Morning sickness seems to distill things for me, daily priorities mostly. There is just so much that I can do before I find myself shivering and gagging. I have to eat every two hours or so, otherwise I will find it almost impossible to eat at all. Leaning over and dealing with laundry goes way to the bottom of my list. Expecting another child however has sent my mind reeling. We currently live in a 2 bedroom, 1 bathroom house that is just under 1000 square feet. We have 4 children already crammed into their little 10 by 11 bedroom. What are we thinking? At first I just comforted myself with the usual maxims, "People all over the world live in huts the size of our kitchen and have larger families then ours...We thought the house would be too small to have baby number 3 and baby number 4 here, and we all live here now. I guess we can fit another baby too...Be content with such things as ye have (Hebrews 13:5 excerpt.)
As much as I believe these things to be true, my spirit has become restless. I want to move on before this next baby is born at the end of the coming summer. I want to be settled in a bigger nest, closer to our families, within walking distance of the Paulins Kil Trail. I can just see the trail stretched out in both directions. It is a long stretch of reclaimed railroad tract. It is mostly level, with steady grade changes, and it meanders along the Paulins Kil, a wide generous creek that makes it's way through northeast NJ to the Delaware River. I could hop on the trail and make my way in either direction to family. I have walked on it countess hours of my life and if I miss anything about NJ it is the quiet hours of reflection on that tract of apparent wilderness that waited just outside my door.

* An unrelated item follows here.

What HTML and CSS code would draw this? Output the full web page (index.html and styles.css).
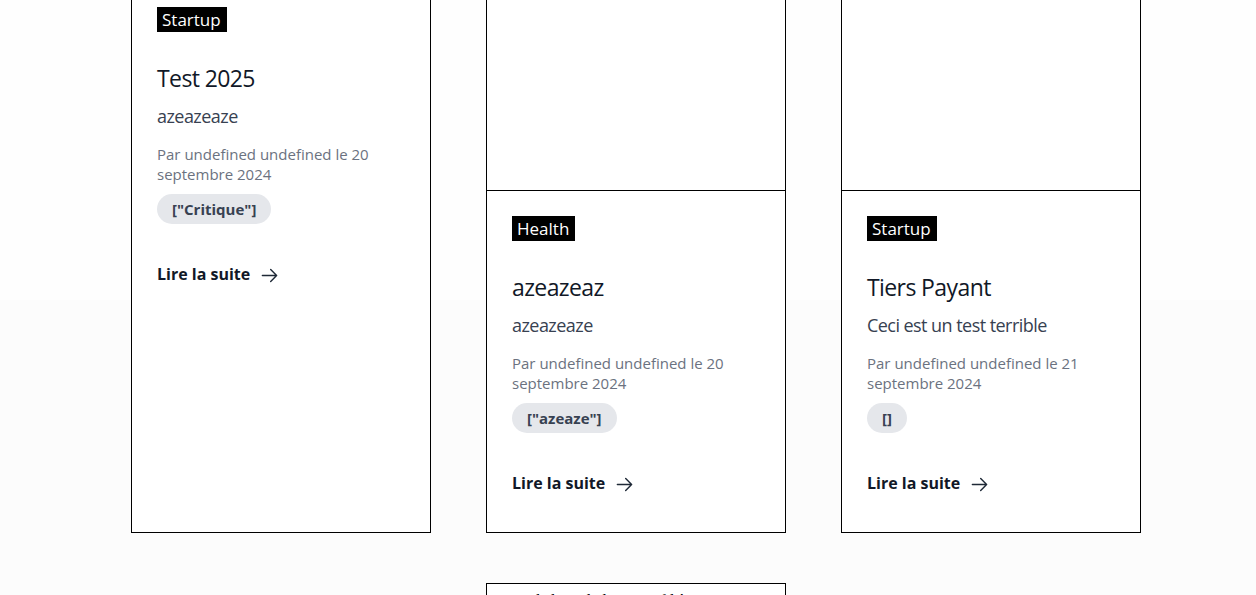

In this regards the Internet can be a very dangerous enemy to the virtue of contentment. I can spend hours browsing the Internet seeing what houses are for sale, where they are, how much they cost, and how you can attempt to fund your hopes. Fuel for my restless mind. Did I find someplace I wanted? Sure. Did I connive a way that we might be able to finagle it? Of course. Is our current home in salable condition? NO. The noose around my neck, the place that ties me here when have I wanted to be gone years ago, our house. Our too small, adorable but unfinished 'bungalow" keeps us from our family, and from being able to move back east. So I found a miraculous place, so cheep something must be terribly wrong with it. It is located right where I want it to be. My restless mind wakes me up. At 3:30 in the morning I lay with my stomach quivering from morning sickness, burping into my pillow, unable to stop my mind from trying to figure it out, trying to make it happen in my imagination so that somehow it will become a reality.
If "godliness with contentment is great gain" should I even want anything else? Should I be thankful for what I have and forget that we will, Lord willing, soon have 5 children sharing one room? I am actually asking. Che sara, sara, right?
Or should I beseech the Lord to answer my prayers? Should I come before Him, and like the persistent widow in the parable, just not leave his door until I get an answer? I tried that before and I got his answer on that account, NO. Does that mean that sort of importunity doesn't work? Should I just "let go and let God?"

You can check out my old blog to see the back story to this one. It is long and very personal and some of you may think, very misled. God was good to give the answers he did. It would have been wrong for our family. Maybe he was preparing me for something else? Maybe for contentment.